The House Committee on Ways and Means has released its version of the 2026 Economic Development bill (H.5562), a $425.1 million package the House plans to take up this Wednesday. This is one of the last major bills expected to pass before the legislative session ends this month and one of the best remaining opportunities to advance significant housing policy this year!
The bill already includes major housing wins:
- Allows multifamily housing as of right on land owned by religious institutions (Yes In God’s Back Yard, or YIGBY)
- Codifies and streamlines a state framework for site plan review
- Supports the conversion of commercial properties into new multifamily and mixed-use housing
- Adds $120 million in housing grants, including $50 million to help municipalities convert commercial properties into homes, $50 million to remediate former state-owned buildings for housing, and $20 million for a veterans housing initiative
CHAPA is also advocating for several additional amendments to be included in the final bill, detailed below.

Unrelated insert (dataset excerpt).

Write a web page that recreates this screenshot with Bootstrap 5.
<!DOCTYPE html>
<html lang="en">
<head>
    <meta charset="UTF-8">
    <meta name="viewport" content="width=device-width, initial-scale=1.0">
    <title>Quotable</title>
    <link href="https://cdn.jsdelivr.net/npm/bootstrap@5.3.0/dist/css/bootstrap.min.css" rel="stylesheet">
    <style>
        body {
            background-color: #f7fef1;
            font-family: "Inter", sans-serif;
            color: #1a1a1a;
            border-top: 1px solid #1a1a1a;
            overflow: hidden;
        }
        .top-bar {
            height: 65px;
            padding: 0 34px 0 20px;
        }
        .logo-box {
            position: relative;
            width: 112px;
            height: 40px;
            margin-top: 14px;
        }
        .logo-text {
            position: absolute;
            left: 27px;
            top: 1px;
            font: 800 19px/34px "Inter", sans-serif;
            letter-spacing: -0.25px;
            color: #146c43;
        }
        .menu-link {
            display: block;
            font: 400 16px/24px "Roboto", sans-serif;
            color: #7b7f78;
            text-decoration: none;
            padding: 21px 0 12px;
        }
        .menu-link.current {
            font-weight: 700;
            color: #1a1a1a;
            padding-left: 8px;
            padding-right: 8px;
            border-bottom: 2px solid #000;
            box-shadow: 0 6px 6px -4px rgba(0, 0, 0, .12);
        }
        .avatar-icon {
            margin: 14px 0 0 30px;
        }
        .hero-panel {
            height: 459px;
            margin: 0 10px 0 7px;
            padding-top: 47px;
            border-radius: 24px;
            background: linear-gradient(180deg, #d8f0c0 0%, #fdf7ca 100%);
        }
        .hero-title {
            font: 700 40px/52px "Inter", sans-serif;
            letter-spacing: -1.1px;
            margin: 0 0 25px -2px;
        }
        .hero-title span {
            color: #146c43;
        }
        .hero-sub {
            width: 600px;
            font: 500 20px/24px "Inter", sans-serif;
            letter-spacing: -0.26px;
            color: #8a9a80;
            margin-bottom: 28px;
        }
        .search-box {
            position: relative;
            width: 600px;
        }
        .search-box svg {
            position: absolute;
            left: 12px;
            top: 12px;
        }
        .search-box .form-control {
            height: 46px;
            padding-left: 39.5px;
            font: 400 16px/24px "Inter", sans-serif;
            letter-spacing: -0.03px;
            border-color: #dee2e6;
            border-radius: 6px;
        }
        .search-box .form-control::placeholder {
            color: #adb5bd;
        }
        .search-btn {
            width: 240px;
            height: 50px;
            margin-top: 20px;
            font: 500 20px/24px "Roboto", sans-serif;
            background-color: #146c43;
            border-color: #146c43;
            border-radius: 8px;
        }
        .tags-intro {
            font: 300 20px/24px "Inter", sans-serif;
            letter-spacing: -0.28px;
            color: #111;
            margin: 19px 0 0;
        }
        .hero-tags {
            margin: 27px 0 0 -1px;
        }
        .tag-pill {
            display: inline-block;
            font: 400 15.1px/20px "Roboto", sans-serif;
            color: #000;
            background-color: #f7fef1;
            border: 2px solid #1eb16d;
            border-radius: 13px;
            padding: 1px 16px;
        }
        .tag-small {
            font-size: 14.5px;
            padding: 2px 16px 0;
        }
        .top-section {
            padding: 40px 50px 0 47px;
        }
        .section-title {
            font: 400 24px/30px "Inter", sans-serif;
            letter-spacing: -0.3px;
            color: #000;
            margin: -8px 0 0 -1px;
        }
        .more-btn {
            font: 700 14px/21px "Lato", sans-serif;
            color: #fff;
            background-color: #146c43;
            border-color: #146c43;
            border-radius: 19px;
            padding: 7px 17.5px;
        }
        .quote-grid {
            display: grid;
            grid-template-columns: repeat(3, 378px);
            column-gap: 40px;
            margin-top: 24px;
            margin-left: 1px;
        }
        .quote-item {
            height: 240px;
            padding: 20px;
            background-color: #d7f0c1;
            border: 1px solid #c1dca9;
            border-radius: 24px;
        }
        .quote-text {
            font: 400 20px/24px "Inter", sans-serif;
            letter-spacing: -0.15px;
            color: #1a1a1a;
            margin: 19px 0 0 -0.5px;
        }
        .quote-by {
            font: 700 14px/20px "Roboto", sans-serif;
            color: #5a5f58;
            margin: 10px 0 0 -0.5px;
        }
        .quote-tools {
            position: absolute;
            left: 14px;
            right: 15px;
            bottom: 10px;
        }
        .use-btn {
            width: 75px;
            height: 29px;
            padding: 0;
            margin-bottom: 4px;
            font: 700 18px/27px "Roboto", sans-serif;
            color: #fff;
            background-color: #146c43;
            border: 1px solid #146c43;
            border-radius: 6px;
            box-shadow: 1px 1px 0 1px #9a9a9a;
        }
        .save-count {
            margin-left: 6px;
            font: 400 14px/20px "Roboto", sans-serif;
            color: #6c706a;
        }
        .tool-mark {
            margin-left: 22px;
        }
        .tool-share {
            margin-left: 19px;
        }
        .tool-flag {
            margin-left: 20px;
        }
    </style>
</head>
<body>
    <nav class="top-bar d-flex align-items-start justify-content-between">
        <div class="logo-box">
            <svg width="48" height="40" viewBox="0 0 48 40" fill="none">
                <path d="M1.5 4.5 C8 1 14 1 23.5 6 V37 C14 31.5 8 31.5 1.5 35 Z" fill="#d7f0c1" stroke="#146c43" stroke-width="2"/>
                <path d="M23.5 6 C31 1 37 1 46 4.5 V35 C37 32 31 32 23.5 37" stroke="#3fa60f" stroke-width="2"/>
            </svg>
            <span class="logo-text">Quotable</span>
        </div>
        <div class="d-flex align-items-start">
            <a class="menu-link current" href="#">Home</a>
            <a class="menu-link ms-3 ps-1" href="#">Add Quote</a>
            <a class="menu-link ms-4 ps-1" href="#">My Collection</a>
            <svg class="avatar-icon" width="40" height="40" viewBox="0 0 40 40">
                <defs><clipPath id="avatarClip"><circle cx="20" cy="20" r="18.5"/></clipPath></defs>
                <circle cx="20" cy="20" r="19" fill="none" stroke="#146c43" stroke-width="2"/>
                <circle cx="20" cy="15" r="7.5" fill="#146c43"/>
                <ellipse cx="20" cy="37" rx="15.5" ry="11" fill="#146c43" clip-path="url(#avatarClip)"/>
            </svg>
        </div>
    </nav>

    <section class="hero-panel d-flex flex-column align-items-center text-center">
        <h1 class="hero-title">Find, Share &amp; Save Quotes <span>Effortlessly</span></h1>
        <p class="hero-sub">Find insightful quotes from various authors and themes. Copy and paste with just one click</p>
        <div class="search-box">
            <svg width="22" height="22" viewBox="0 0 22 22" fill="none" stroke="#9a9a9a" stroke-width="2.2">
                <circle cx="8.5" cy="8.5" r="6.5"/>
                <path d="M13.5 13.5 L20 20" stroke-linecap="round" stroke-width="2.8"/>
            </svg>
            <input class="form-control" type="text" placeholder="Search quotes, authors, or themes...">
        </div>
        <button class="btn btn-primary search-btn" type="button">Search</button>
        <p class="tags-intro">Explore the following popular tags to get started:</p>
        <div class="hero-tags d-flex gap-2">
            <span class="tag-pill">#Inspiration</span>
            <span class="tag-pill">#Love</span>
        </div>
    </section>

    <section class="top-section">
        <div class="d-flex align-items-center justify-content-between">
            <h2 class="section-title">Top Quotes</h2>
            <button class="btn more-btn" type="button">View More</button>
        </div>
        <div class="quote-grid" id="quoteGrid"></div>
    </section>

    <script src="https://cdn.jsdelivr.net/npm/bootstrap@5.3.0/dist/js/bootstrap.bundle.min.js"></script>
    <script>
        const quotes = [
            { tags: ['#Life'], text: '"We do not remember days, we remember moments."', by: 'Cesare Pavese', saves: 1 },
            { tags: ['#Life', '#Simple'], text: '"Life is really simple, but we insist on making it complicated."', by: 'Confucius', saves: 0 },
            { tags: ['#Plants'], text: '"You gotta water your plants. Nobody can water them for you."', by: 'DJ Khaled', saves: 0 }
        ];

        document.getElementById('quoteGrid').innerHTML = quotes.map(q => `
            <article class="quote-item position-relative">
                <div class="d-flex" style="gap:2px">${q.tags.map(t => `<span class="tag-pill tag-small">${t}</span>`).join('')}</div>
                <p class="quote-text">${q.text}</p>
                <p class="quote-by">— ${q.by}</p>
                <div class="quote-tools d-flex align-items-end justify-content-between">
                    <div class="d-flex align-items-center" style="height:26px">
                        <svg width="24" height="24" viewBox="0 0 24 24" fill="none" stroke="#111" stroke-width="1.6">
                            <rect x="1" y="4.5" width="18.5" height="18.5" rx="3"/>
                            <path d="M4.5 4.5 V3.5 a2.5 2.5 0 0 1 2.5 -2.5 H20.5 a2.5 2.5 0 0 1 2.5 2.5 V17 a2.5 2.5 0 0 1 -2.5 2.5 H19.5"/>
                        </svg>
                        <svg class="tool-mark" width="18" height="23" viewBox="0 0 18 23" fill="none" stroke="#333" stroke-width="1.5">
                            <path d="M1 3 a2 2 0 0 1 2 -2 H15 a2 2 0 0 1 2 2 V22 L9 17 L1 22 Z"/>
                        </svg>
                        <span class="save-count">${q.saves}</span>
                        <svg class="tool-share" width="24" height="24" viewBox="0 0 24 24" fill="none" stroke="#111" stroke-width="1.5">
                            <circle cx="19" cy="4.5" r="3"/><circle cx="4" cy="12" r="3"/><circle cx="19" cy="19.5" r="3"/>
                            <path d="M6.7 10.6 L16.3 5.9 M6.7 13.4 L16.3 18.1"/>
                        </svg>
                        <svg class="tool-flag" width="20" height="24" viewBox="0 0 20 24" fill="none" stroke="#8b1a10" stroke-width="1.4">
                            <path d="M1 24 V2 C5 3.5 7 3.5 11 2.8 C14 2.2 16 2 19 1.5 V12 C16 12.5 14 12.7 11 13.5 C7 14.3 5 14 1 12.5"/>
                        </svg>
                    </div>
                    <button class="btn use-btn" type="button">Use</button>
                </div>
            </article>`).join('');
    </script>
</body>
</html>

Creating new homes and preserving the affordable housing opportunities we already have are both crucial to the state’s economic development. High housing costs drive talent out of Massachusetts and make it harder for employers to fill jobs and remain competitive. Spending most of a household’s income on increasing housing costs also means impossible decisions for people—often between food, medical care, other necessities, and rent—and less choice in where they want to live.
Take Action
You can reach your legislators directly through our Action Network form. Click here to contact your State Representative and ask them to: (1) co-sponsor and support CHAPA’s priority housing amendments; and (2) protect the housing reforms already in H.5562, including YIGBY and site plan review. It takes just a minute—the form fills in a message to your Representative that you can send as-is or personalize with your own story.

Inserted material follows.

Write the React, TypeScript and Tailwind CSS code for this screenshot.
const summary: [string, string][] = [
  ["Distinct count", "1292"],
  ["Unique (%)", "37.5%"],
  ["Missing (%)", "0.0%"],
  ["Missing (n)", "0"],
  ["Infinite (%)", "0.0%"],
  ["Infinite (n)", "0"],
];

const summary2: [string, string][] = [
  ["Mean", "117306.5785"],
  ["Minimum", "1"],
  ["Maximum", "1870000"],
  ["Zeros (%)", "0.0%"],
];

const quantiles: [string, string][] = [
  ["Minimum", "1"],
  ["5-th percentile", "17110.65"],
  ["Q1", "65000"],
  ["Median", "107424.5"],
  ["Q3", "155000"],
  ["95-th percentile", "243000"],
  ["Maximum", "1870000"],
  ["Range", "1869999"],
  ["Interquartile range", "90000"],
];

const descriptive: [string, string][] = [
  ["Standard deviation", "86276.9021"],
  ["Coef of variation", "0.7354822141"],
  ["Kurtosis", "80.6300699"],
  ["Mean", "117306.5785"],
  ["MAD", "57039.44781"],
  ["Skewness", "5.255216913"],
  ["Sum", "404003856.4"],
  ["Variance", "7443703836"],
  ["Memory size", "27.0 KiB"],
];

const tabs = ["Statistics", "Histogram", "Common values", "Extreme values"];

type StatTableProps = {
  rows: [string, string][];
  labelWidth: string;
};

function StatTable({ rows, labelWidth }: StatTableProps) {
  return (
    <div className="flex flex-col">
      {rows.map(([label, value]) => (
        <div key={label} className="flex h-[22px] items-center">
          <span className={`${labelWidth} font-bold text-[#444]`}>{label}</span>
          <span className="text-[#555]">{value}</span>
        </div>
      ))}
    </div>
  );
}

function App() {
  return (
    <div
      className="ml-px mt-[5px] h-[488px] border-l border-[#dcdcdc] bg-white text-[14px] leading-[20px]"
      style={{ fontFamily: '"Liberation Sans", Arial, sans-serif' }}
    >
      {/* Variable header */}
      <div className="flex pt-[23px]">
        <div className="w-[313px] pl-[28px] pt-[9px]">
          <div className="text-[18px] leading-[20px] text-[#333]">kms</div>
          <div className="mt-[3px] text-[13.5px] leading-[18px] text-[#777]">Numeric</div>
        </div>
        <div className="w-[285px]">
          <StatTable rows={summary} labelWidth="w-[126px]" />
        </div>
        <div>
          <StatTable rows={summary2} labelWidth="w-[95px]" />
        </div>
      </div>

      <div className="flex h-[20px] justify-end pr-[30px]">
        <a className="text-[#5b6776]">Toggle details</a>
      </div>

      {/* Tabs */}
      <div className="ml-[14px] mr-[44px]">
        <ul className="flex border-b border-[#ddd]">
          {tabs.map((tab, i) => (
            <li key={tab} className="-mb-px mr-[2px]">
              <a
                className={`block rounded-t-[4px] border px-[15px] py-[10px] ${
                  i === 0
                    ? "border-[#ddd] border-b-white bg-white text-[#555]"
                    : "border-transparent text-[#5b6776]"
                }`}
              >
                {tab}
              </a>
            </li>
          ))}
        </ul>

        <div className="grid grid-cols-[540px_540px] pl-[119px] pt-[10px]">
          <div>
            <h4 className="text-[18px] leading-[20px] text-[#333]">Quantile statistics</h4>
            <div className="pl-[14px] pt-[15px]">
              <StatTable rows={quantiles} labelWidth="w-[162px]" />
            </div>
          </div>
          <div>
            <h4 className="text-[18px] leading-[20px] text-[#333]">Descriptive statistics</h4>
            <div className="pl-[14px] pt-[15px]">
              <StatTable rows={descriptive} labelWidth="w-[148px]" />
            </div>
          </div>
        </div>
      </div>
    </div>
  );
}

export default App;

Protect What’s Already in the Bill: YIGBY & Site Plan Review
YIGBY (Yes In God’s Back Yard) lets faith-based organizations across Massachusetts build multifamily housing by right on land they already own—development that local zoning often blocks or delays. It cuts red tape while requiring meaningful affordability, and one analysis found that using just a quarter of faith-owned vacant land could support more than 250,000 new homes.
Site plan review varies from town to town today, making permitting slow and unpredictable. H.5562 creates one statewide framework that keeps local oversight while making reviews objective and time-limited: predictable standards, 90-day decisions for as-of-right projects, and automatic approval if a town misses the deadline. Please protect both YIGBY and site plan review as the bill moves forward.

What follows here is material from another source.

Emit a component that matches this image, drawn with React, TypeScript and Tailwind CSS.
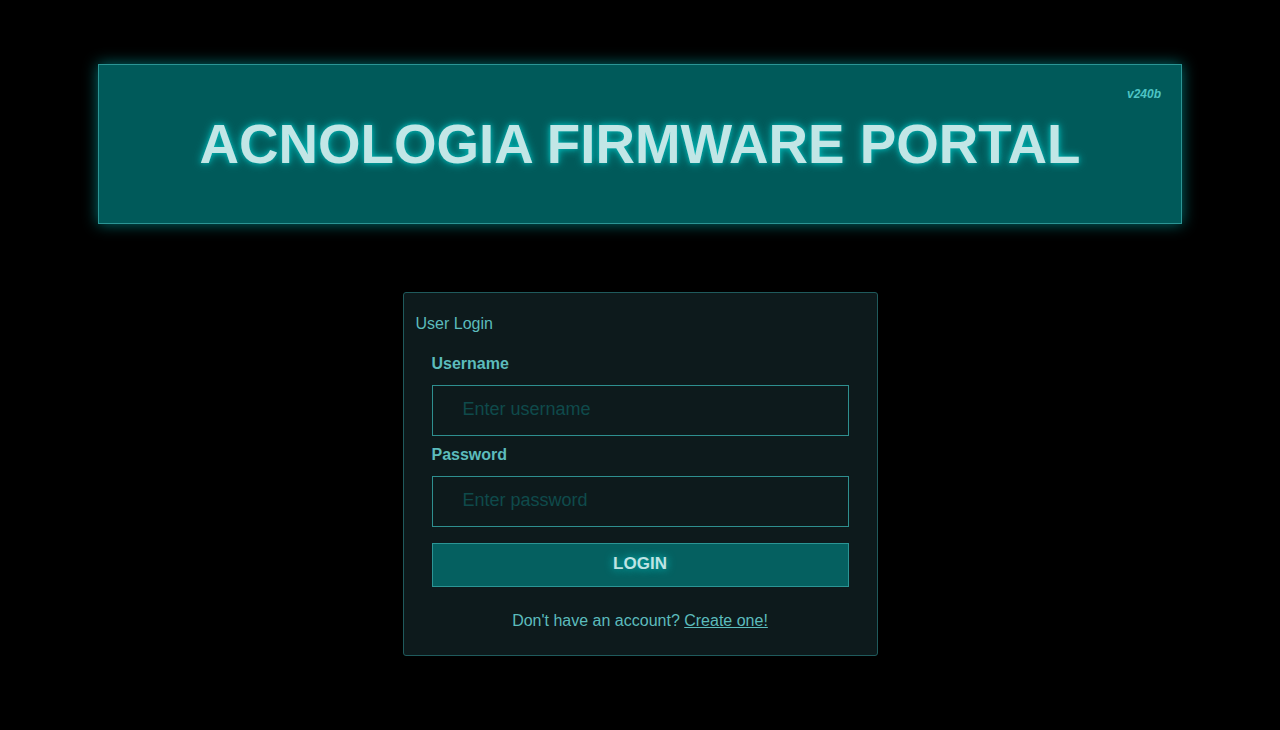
import React from "react";

export default function App() {
  return (
    <div
      className="min-h-[730px] w-full bg-black pt-16 pb-10"
      style={{ fontFamily: '"Liberation Sans", Arial, sans-serif' }}
    >
      <header className="relative mx-[98px] h-[160px] border border-[#2b9595] bg-[#005a5a] shadow-[0_0_14px_rgba(0,200,200,0.55)] flex items-center justify-center">
        <span className="absolute right-[20px] top-[22px] text-[12px] leading-[14px] font-bold italic text-[#4ec4c4]">
          v240b
        </span>
        <h1 className="text-[54.7px] leading-[64px] font-bold text-[#c2e6e6] [text-shadow:0_0_10px_#00b8b8,0_0_4px_#00a0a0]">
          ACNOLOGIA FIRMWARE PORTAL
        </h1>
      </header>

      <div className="mx-auto mt-[68px] w-[475px] rounded-[3px] border border-[#1f5a5c] bg-[#0d1a1c] px-[12px] pt-[22px] pb-[25px]">
        <div className="text-[16px] leading-[18px] text-[#5cbcbc]">User Login</div>
        <div className="px-[16px] flex flex-col">
          <label className="mt-[22px] text-[16px] leading-[18px] font-bold text-[#5cbcbc]">
            Username
          </label>
          <input
            type="text"
            placeholder="Enter username"
            className="mt-[12px] h-[51px] w-full border border-[#2e8f8f] bg-[#0d1a1c] pl-[30px] pb-[2px] text-[18px] text-[#5cbcbc] outline-none placeholder:text-[#0f4a4b]"
            style={{ fontFamily: '"Liberation Sans", Arial, sans-serif' }}
          />
          <label className="mt-[10px] text-[16px] leading-[18px] font-bold text-[#5cbcbc]">
            Password
          </label>
          <input
            type="password"
            placeholder="Enter password"
            className="mt-[12px] h-[51px] w-full border border-[#2e8f8f] bg-[#0d1a1c] pl-[30px] pb-[2px] text-[18px] text-[#5cbcbc] outline-none placeholder:text-[#0f4a4b]"
            style={{ fontFamily: '"Liberation Sans", Arial, sans-serif' }}
          />
          <button
            className="mt-[16px] h-[44px] w-full border border-[#2b9595] bg-[#056060] pb-[2px] text-[17px] font-bold text-[#bfe3e3] [text-shadow:0_0_8px_#00c8c8]"
            style={{ fontFamily: '"Liberation Sans", Arial, sans-serif' }}
          >
            LOGIN
          </button>
          <p className="mt-[25px] text-center text-[16px] leading-[18px] text-[#5cbcbc]">
            Don't have an account?{" "}
            <a href="#" className="underline text-[#5cbcbc]">
              Create one!
            </a>
          </p>
        </div>
      </div>
    </div>
  );
}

Priority Housing Amendments
CHAPA thanks Representatives LeBoeuf, Owens, Fluker-Reid, and Madaro for filing the amendments below. Each would strengthen the bill’s housing provisions, and we’re urging legislators to adopt them in the final version.
Amendment #25: Eliminate the Notice to Quit Requirement for RAFT Eligibility (Rep. LeBoeuf)
This amendment removes the notice to quit (and a utility shutoff notice) as prerequisites for Residential Assistance for Families in Transition (RAFT) eligibility, and directs the Executive Office to establish criteria for demonstrating that a household is experiencing or at risk of homelessness. This lets families access emergency rental assistance earlier and prevent evictions before they start.
Amendment #135: Special Commission on Affordable Housing Insurance (Rep. Owens)
This amendment establishes a special commission to develop a statutory and regulatory framework addressing the rates insurers set for properties with affordability restrictions and properties where tenants use vouchers, with a report due by December 31, 2026.
Amendment #195: Promoting Economic Mobility Through Matched Savings (Rep. Fluker-Reid)
This amendment creates a matched-savings program—up to $4 in matching funds for every $1 saved—for households at or below 80% of area median income. Savings could be used toward goals such as buying or renting a home, education or job training, home repairs, starting a small business, or building credit, supported by a new Matched Savings Trust Fund.
Amendment #544: Ending Housing Discrimination (Rep. Madaro)
This amendment strengthens fair housing enforcement in real estate. It requires the licensing board to suspend brokers or salespersons found to have violated fair housing law (60 days for a first violation, 180 days for a repeat), makes those referrals mandatory, adds fair housing and diversity training to licensing and continuing-education requirements, and requires annual public reporting of complaints and disciplinary actions.